Cher Monsieur d'Ormesson, puisqu'il s'agit de vous, j'ai lu votre évocation avec tristesse car, malgré votre talent, on y décelait une sorte de remerciement à un office du tourisme qui sait si bien recevoir… « avec sa jolie ville d'Antalya, son cadre d'Aspendos, ses monuments de Sidé et ses ruines fascinantes de Termessos », etc.
Il n'y a rien de plus normal que de parcourir un pays, de l'aimer et convier ses contemporains à tenter l'expérience.
Mais on ne peut pas traverser Verdun en évoquant la conquête de Clovis en 50 ou le royaume d'Austrasie sans citer les 700000 morts (des deux côtés) de la Première Guerre mondiale. Il me parait difficile de parler de Dachau en limitant le propos à son château ou à son église du XVIIe siècle.
Dans cette « Anatolie inépuisable », en quelques jours vous avez vu défiler des millénaires, vous avez retrouvé la « Turquie profonde » ou la ville austère de Konya sans jamais rencontrer l'ombre de ces pyramides de têtes coupées qui jalonnaient votre itinéraire enchanté.
Sur ces routes, vastes ossuaires d'un million et demi de cadavres d'Arméniens sans sépulture, vous avez traversé un charnier de l'Histoire avec ces mélancolies des écrivains d'autrefois qui s'en allaient sur leurs caravelles gavées d'un Orient immuable et naïf.
Pour ces nuits des Mille et Une Nuits en compagnie des petits garçons d'Istanbul, Pierre Loti fit semblant d'ignorer que, derrière le calme trompeur des minarets qui invitaient à la prière, on massacrait de milliers d'hommes, de femmes (en forçant les plus belles à entrer au harem) et d'enfants dont les plus robustes étaient expédiés deux par deux, chez les familles turques que en faisaient la demande.
Je suis resté pétrifié devant votre vision de cette tragédie qui devient sous votre plume : « En Turquie, les civilisations se succèdent, se mêlent, se bousculent les unes les autres, s'exterminent et COEXISTENT… »
C'est vrai, elles coexistent, comme les cadavres aux pieds des assassins.

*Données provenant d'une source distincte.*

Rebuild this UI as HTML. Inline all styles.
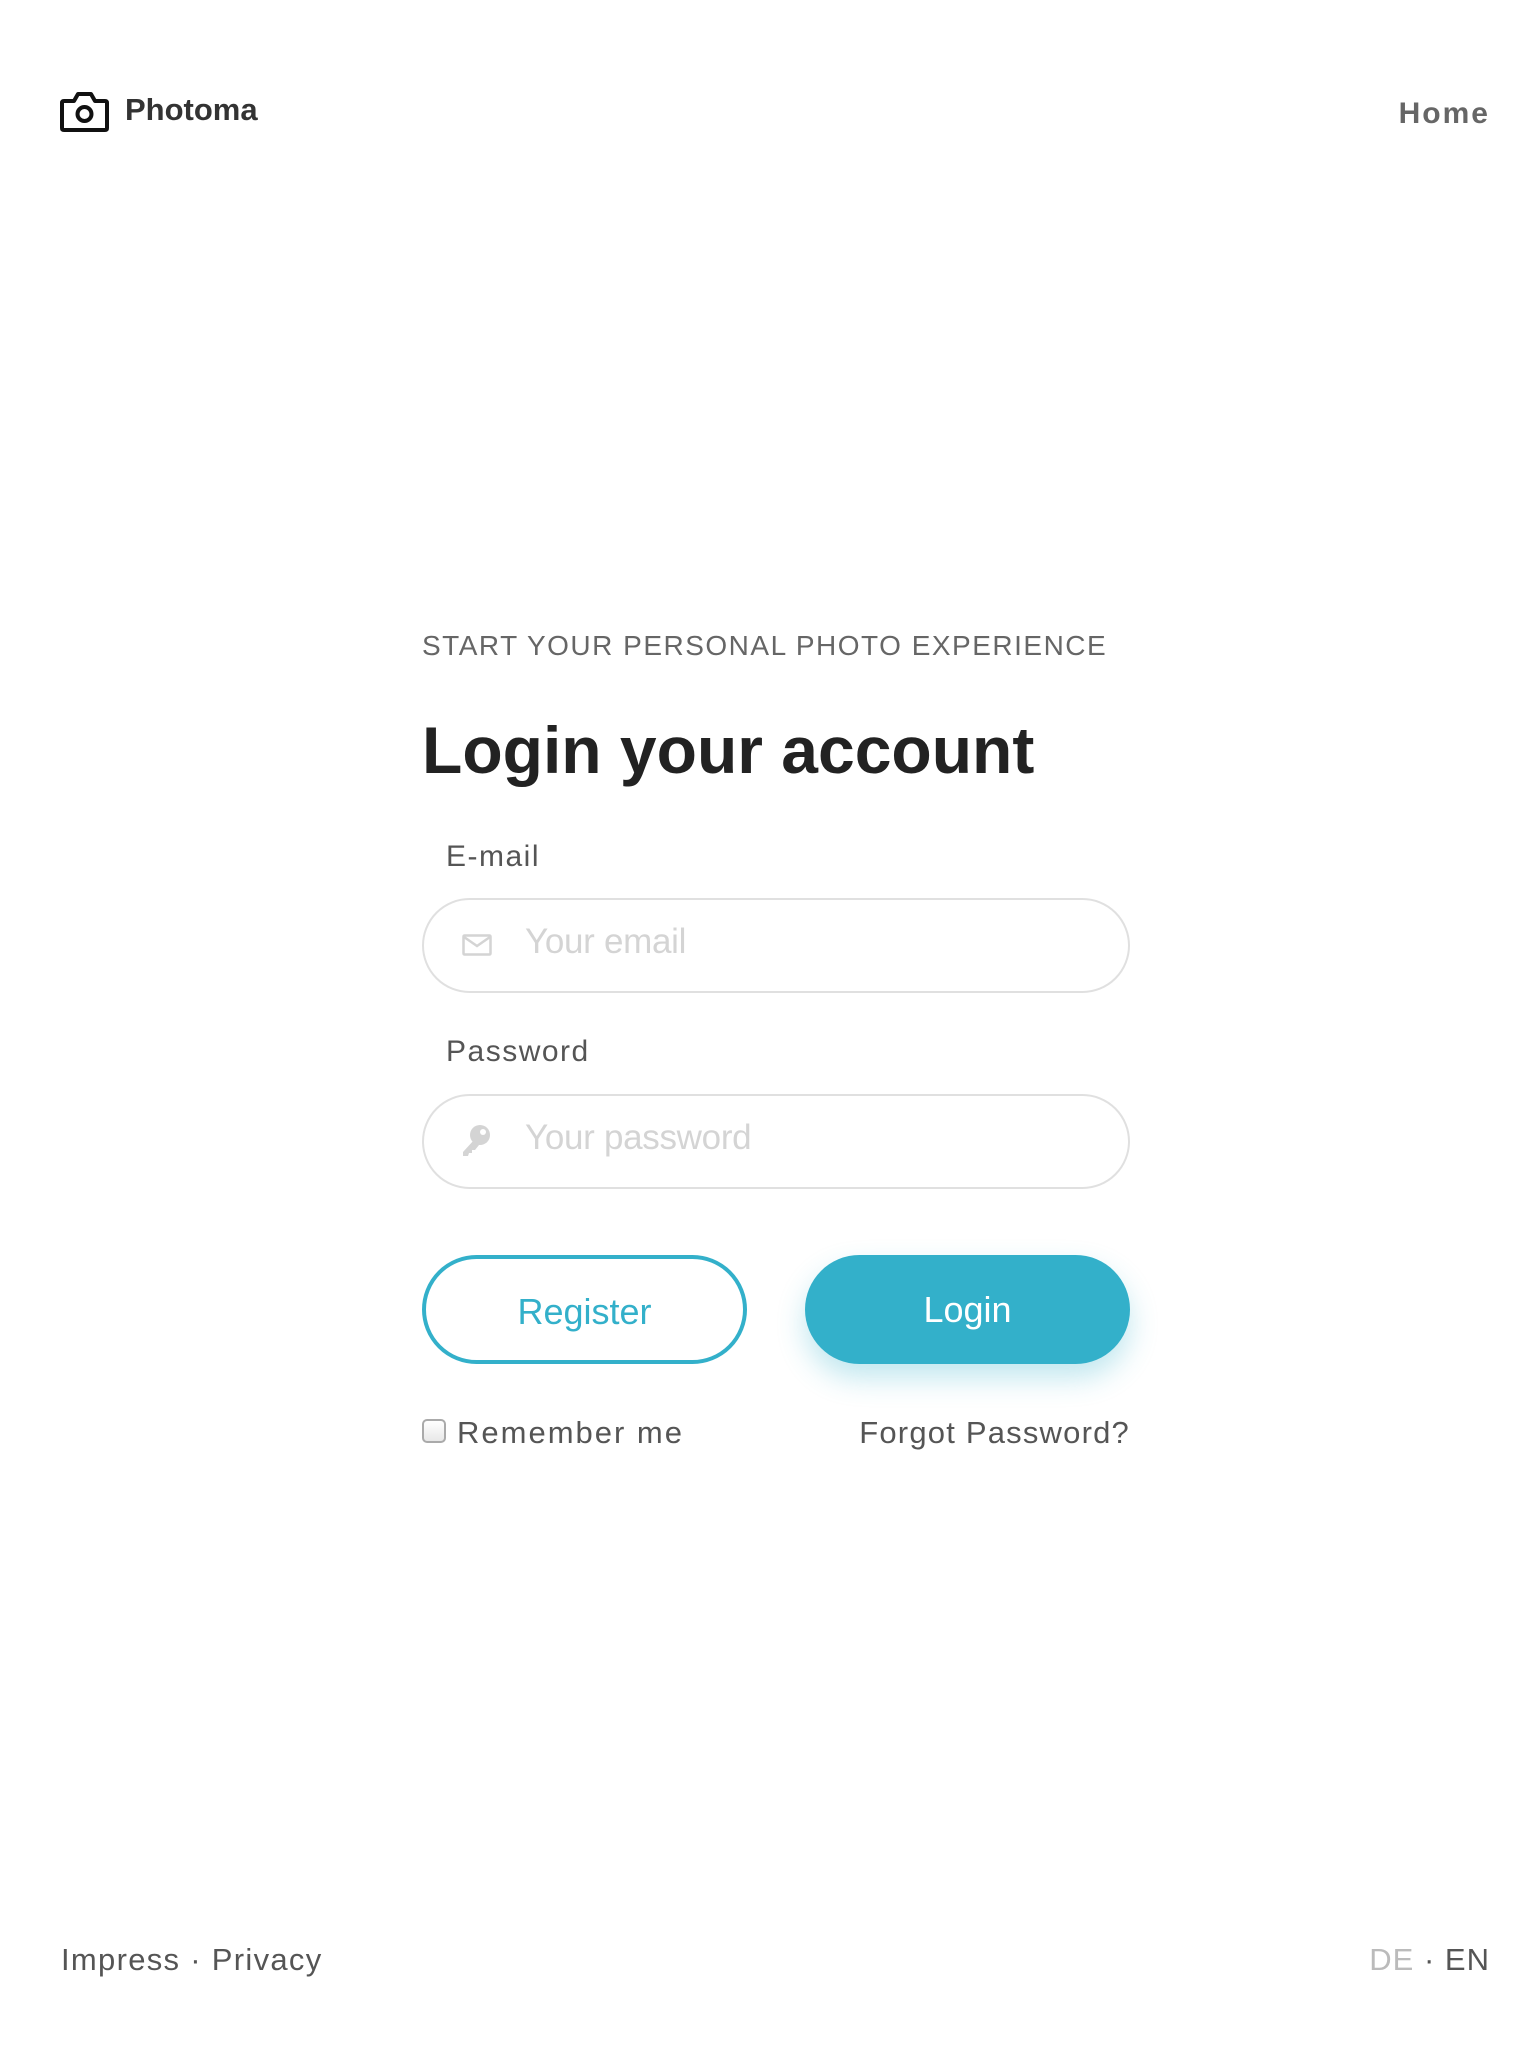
<!DOCTYPE html>
<html><head><meta charset="utf-8"><style>
*{margin:0;padding:0;box-sizing:border-box}
body{width:1536px;height:2048px;background:#fff;font-family:"Liberation Sans",sans-serif;position:relative;overflow:hidden}
.a{position:absolute;white-space:nowrap}
.inp{position:absolute;left:422px;width:708px;height:95px;border:2px solid #e0e0e0;border-radius:48px}
.ph{position:absolute;left:101px;top:22px;font-size:35px;color:#d4d4d4;letter-spacing:-0.3px}
.btn{position:absolute;top:1255px;height:109px;width:325px;border-radius:55px;font-size:36px;text-align:center;line-height:105px}
</style></head><body>
<svg class="a" style="left:60px;top:91px" width="49" height="41" viewBox="0 0 49 41"><path d="M4 10 H14 L18 3 H31 L35 10 H45 Q47 10 47 12 V37 Q47 39 45 39 H4 Q2 39 2 37 V12 Q2 10 4 10Z" fill="none" stroke="#111" stroke-width="4" stroke-linejoin="round"/><circle cx="24.5" cy="23" r="7" fill="none" stroke="#111" stroke-width="4"/></svg>
<div class="a" style="left:125px;top:92px;font-size:31px;font-weight:bold;color:#333">Photoma</div>
<div class="a" style="right:46px;top:97px;font-size:30px;font-weight:bold;color:#666;letter-spacing:2px">Home</div>
<div class="a" style="left:422px;top:630px;font-size:28px;color:#666;letter-spacing:1.5px">START YOUR PERSONAL PHOTO EXPERIENCE</div>
<div class="a" style="left:422px;top:712px;font-size:66px;font-weight:bold;color:#222">Login your account</div>
<div class="a" style="left:446px;top:840px;font-size:30px;color:#555;letter-spacing:1.5px">E-mail</div>
<div class="inp" style="top:898px"><svg class="a" style="left:38px;top:34px" width="30" height="22" viewBox="0 0 30 22"><rect x="1.5" y="1.5" width="27" height="19" rx="1" fill="none" stroke="#d4d4d4" stroke-width="2.5"/><path d="M2 3 L15 12 L28 3" fill="none" stroke="#d4d4d4" stroke-width="2.5"/></svg><div class="ph">Your email</div></div>
<div class="a" style="left:446px;top:1035px;font-size:30px;color:#555;letter-spacing:1.5px">Password</div>
<div class="inp" style="top:1094px"><svg class="a" style="left:36px;top:28px" width="32" height="34" viewBox="0 0 32 34"><circle cx="20" cy="11" r="10" fill="#d4d4d4"/><circle cx="23" cy="8" r="3" fill="#fff"/><path d="M14 16 L3 28 L3 32 L8 32 L9 29 L12 29 L12 26 L15 26 L19 21Z" fill="#d4d4d4"/></svg><div class="ph">Your password</div></div>
<div class="btn" style="left:422px;border:4px solid #33b0ca;color:#33b0ca">Register</div>
<div class="btn" style="left:805px;background:#33b0ca;color:#fff;line-height:109px;box-shadow:0 14px 28px rgba(51,176,202,0.3)">Login</div>
<div class="a" style="left:422px;top:1419px;width:24px;height:24px;border:2px solid #aaa;border-radius:5px;background:linear-gradient(#fff,#e8e8e8)"></div>
<div class="a" style="left:457px;top:1415px;font-size:31px;color:#555;letter-spacing:2px">Remember me</div>
<div class="a" style="right:406px;top:1415px;font-size:31px;color:#555;letter-spacing:1.2px">Forgot Password?</div>
<div class="a" style="left:61px;top:1942px;font-size:31px;color:#555;letter-spacing:1.3px">Impress · Privacy</div>
<div class="a" style="right:46px;top:1942px;font-size:31px;color:#555;letter-spacing:1px"><span style="color:#bbb">DE</span> · EN</div>
</body></html>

En effaçant sur votre trajet anatolien les traces de la barbarie du premier génocide de ce siècle, vous favorisez involontairement les officines d'un Etat où l'on falsifie l'Histoire pour faire partie un jour du club européen des nations civilisées. Et l'on sait bien que ces « voyages organisés » ne sont pas tout à fait innocents.

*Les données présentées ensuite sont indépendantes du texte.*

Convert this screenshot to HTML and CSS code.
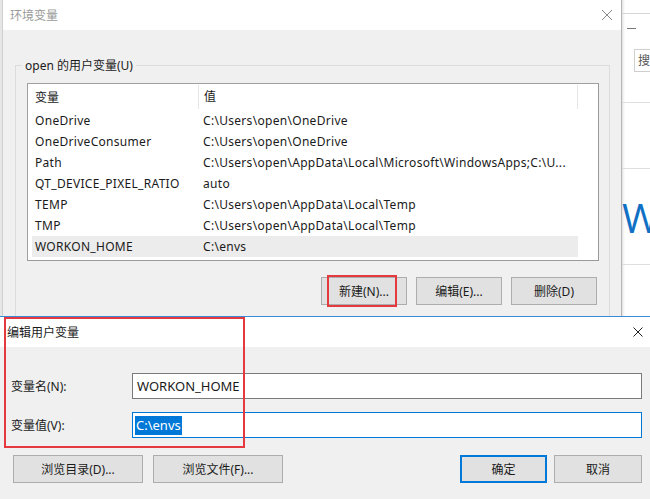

Sous quelles pressions, dans une France incorruptible lorsqu'il s'agit des droits de l'homme du Grand Robert au Petit Larousse, on peut lire : « Talaat Pacha : ministre ottoman, né à Edirne en 1874 et assassiné à Belin par un Arménien en 1921. »
Pas la moindre allusion à l'événement majeur placé entre ces deux dates gravées sur le mausolée que la Turquie aujourd'hui reconnaissante a érigé au grand exterminateur.
On m'a dit que les Etats avaient des « raisons d'Etat ».
Pas vous, monsieur. Vous êtes honoré, fêté, décoré, lu, applaudi ou respecté, et vous êtes surtout un homme libre, toujours prêt à dénoncer avec courage l'injustice et la barbarie.
Alors pourquoi ces indignations sélectives ?
Nous savons bien ce qu'il en coûte dans ce pays-là en années de prison et en tortures (dénoncées chaque année par Amnesty International) pour toute réserve contre l'histoire officielle imposée.
Mais vous êtes un Immortel intouchable, hors de portée des opérations de basse police.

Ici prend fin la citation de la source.